**Problem requirements**
Give an exact copy of every line, leaving images out.

**Raw data**
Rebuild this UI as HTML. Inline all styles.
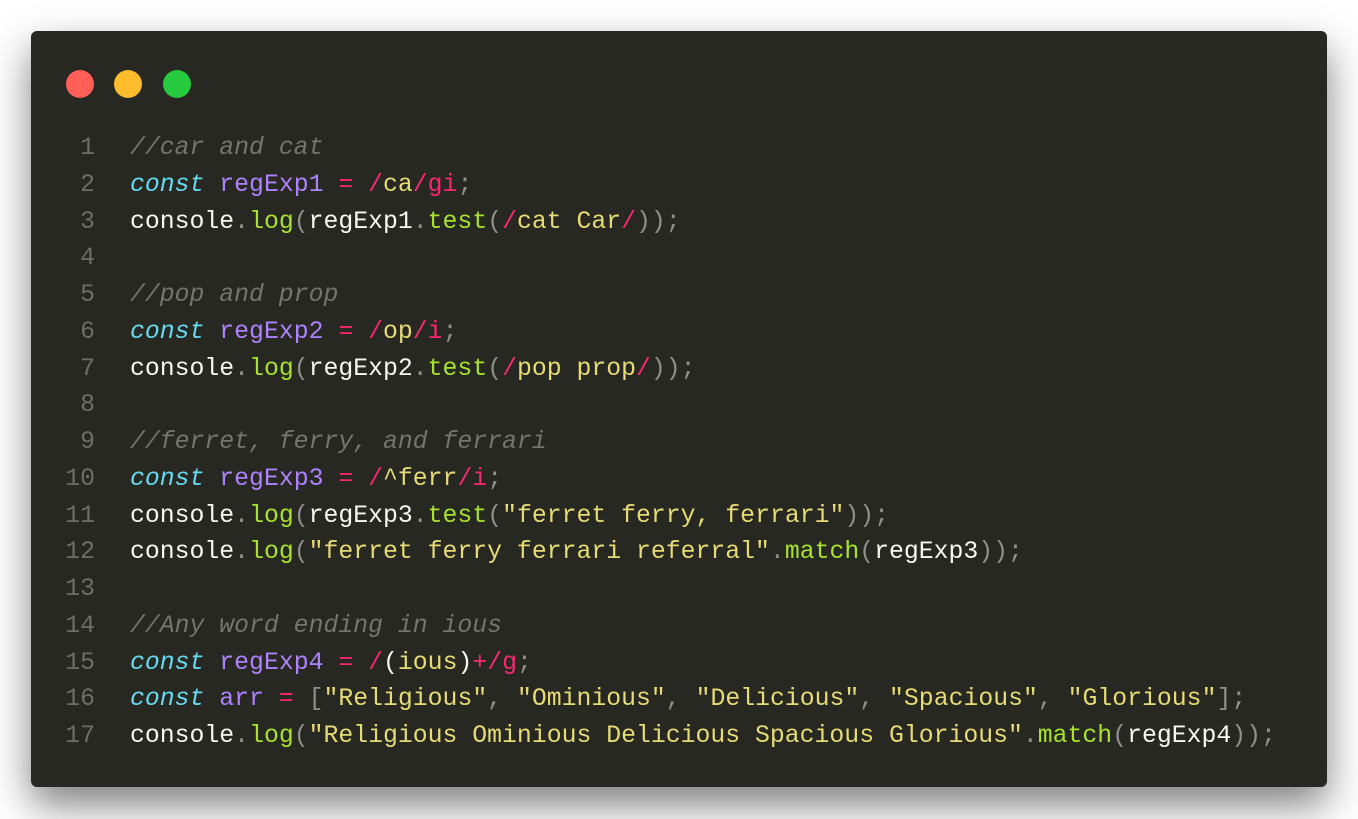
<!DOCTYPE html>
<html><head><meta charset="utf-8"><style>
html,body{margin:0;padding:0;background:#fff;width:1358px;height:819px;overflow:hidden}
.win{position:absolute;left:31px;top:31px;width:1296px;height:756px;background:#272822;border-radius:6px;box-shadow:0 18px 40px rgba(0,0,0,0.5)}
.dot{position:absolute;top:39px;width:28px;height:28px;border-radius:50%}
.code{position:absolute;left:0;top:99px;font-family:"Liberation Mono",monospace;font-size:24.8px;line-height:36.75px;white-space:pre;color:#f8f8f2}
.ln{display:inline-block;width:64px;text-align:right;color:#6e6e69;margin-right:35px}
.c{color:#75756e;font-style:italic}.k{color:#66d9ef;font-style:italic}.v{color:#ae81ff}.o{color:#f92672}.s{color:#e6db74}.f{color:#a6e22e}.p{color:#8f908a}
</style></head><body>
<div class="win">
<div class="dot" style="left:35px;background:#ff5f56"></div>
<div class="dot" style="left:83px;background:#ffbd2e"></div>
<div class="dot" style="left:132px;background:#27c93f"></div>
<div class="code"><div><span class="ln">1</span><span class="c">//car and cat</span></div><div><span class="ln">2</span><span class="k">const</span> <span class="v">regExp1</span> <span class="o">=</span> <span class="o">/</span><span class="s">ca</span><span class="o">/gi</span><span class="p">;</span></div><div><span class="ln">3</span>console<span class="p">.</span><span class="f">log</span><span class="p">(</span>regExp1<span class="p">.</span><span class="f">test</span><span class="p">(</span><span class="o">/</span><span class="s">cat Car</span><span class="o">/</span><span class="p">));</span></div><div><span class="ln">4</span></div><div><span class="ln">5</span><span class="c">//pop and prop</span></div><div><span class="ln">6</span><span class="k">const</span> <span class="v">regExp2</span> <span class="o">=</span> <span class="o">/</span><span class="s">op</span><span class="o">/i</span><span class="p">;</span></div><div><span class="ln">7</span>console<span class="p">.</span><span class="f">log</span><span class="p">(</span>regExp2<span class="p">.</span><span class="f">test</span><span class="p">(</span><span class="o">/</span><span class="s">pop prop</span><span class="o">/</span><span class="p">));</span></div><div><span class="ln">8</span></div><div><span class="ln">9</span><span class="c">//ferret, ferry, and ferrari</span></div><div><span class="ln">10</span><span class="k">const</span> <span class="v">regExp3</span> <span class="o">=</span> <span class="o">/</span><span class="s">^ferr</span><span class="o">/i</span><span class="p">;</span></div><div><span class="ln">11</span>console<span class="p">.</span><span class="f">log</span><span class="p">(</span>regExp3<span class="p">.</span><span class="f">test</span><span class="p">(</span><span class="s">"ferret ferry, ferrari"</span><span class="p">));</span></div><div><span class="ln">12</span>console<span class="p">.</span><span class="f">log</span><span class="p">(</span><span class="s">"ferret ferry ferrari referral"</span><span class="p">.</span><span class="f">match</span><span class="p">(</span>regExp3<span class="p">));</span></div><div><span class="ln">13</span></div><div><span class="ln">14</span><span class="c">//Any word ending in ious</span></div><div><span class="ln">15</span><span class="k">const</span> <span class="v">regExp4</span> <span class="o">=</span> <span class="o">/</span>(<span class="s">ious</span>)<span class="o">+/g</span><span class="p">;</span></div><div><span class="ln">16</span><span class="k">const</span> <span class="v">arr</span> <span class="o">=</span> <span class="p">[</span><span class="s">"Religious"</span><span class="p">,</span> <span class="s">"Ominious"</span><span class="p">,</span> <span class="s">"Delicious"</span><span class="p">,</span> <span class="s">"Spacious"</span><span class="p">,</span> <span class="s">"Glorious"</span><span class="p">];</span></div><div><span class="ln">17</span>console<span class="p">.</span><span class="f">log</span><span class="p">(</span><span class="s">"Religious Ominious Delicious Spacious Glorious"</span><span class="p">.</span><span class="f">match</span><span class="p">(</span>regExp4<span class="p">));</span></div></div>
</div>
</body></html>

**Expected answer**
Rebuild this UI as HTML. Inline all styles.
<!DOCTYPE html>
<html><head><meta charset="utf-8"><style>
html,body{margin:0;padding:0;background:#fff;width:1358px;height:819px;overflow:hidden}
.win{position:absolute;left:31px;top:31px;width:1296px;height:756px;background:#272822;border-radius:6px;box-shadow:0 18px 40px rgba(0,0,0,0.5)}
.dot{position:absolute;top:39px;width:28px;height:28px;border-radius:50%}
.code{position:absolute;left:0;top:99px;font-family:"Liberation Mono",monospace;font-size:24.8px;line-height:36.75px;white-space:pre;color:#f8f8f2}
.ln{display:inline-block;width:64px;text-align:right;color:#6e6e69;margin-right:35px}
.c{color:#75756e;font-style:italic}.k{color:#66d9ef;font-style:italic}.v{color:#ae81ff}.o{color:#f92672}.s{color:#e6db74}.f{color:#a6e22e}.p{color:#8f908a}
</style></head><body>
<div class="win">
<div class="dot" style="left:35px;background:#ff5f56"></div>
<div class="dot" style="left:83px;background:#ffbd2e"></div>
<div class="dot" style="left:132px;background:#27c93f"></div>
<div class="code"><div><span class="ln">1</span><span class="c">//car and cat</span></div><div><span class="ln">2</span><span class="k">const</span> <span class="v">regExp1</span> <span class="o">=</span> <span class="o">/</span><span class="s">ca</span><span class="o">/gi</span><span class="p">;</span></div><div><span class="ln">3</span>console<span class="p">.</span><span class="f">log</span><span class="p">(</span>regExp1<span class="p">.</span><span class="f">test</span><span class="p">(</span><span class="o">/</span><span class="s">cat Car</span><span class="o">/</span><span class="p">));</span></div><div><span class="ln">4</span></div><div><span class="ln">5</span><span class="c">//pop and prop</span></div><div><span class="ln">6</span><span class="k">const</span> <span class="v">regExp2</span> <span class="o">=</span> <span class="o">/</span><span class="s">op</span><span class="o">/i</span><span class="p">;</span></div><div><span class="ln">7</span>console<span class="p">.</span><span class="f">log</span><span class="p">(</span>regExp2<span class="p">.</span><span class="f">test</span><span class="p">(</span><span class="o">/</span><span class="s">pop prop</span><span class="o">/</span><span class="p">));</span></div><div><span class="ln">8</span></div><div><span class="ln">9</span><span class="c">//ferret, ferry, and ferrari</span></div><div><span class="ln">10</span><span class="k">const</span> <span class="v">regExp3</span> <span class="o">=</span> <span class="o">/</span><span class="s">^ferr</span><span class="o">/i</span><span class="p">;</span></div><div><span class="ln">11</span>console<span class="p">.</span><span class="f">log</span><span class="p">(</span>regExp3<span class="p">.</span><span class="f">test</span><span class="p">(</span><span class="s">"ferret ferry, ferrari"</span><span class="p">));</span></div><div><span class="ln">12</span>console<span class="p">.</span><span class="f">log</span><span class="p">(</span><span class="s">"ferret ferry ferrari referral"</span><span class="p">.</span><span class="f">match</span><span class="p">(</span>regExp3<span class="p">));</span></div><div><span class="ln">13</span></div><div><span class="ln">14</span><span class="c">//Any word ending in ious</span></div><div><span class="ln">15</span><span class="k">const</span> <span class="v">regExp4</span> <span class="o">=</span> <span class="o">/</span>(<span class="s">ious</span>)<span class="o">+/g</span><span class="p">;</span></div><div><span class="ln">16</span><span class="k">const</span> <span class="v">arr</span> <span class="o">=</span> <span class="p">[</span><span class="s">"Religious"</span><span class="p">,</span> <span class="s">"Ominious"</span><span class="p">,</span> <span class="s">"Delicious"</span><span class="p">,</span> <span class="s">"Spacious"</span><span class="p">,</span> <span class="s">"Glorious"</span><span class="p">];</span></div><div><span class="ln">17</span>console<span class="p">.</span><span class="f">log</span><span class="p">(</span><span class="s">"Religious Ominious Delicious Spacious Glorious"</span><span class="p">.</span><span class="f">match</span><span class="p">(</span>regExp4<span class="p">));</span></div></div>
</div>
</body></html>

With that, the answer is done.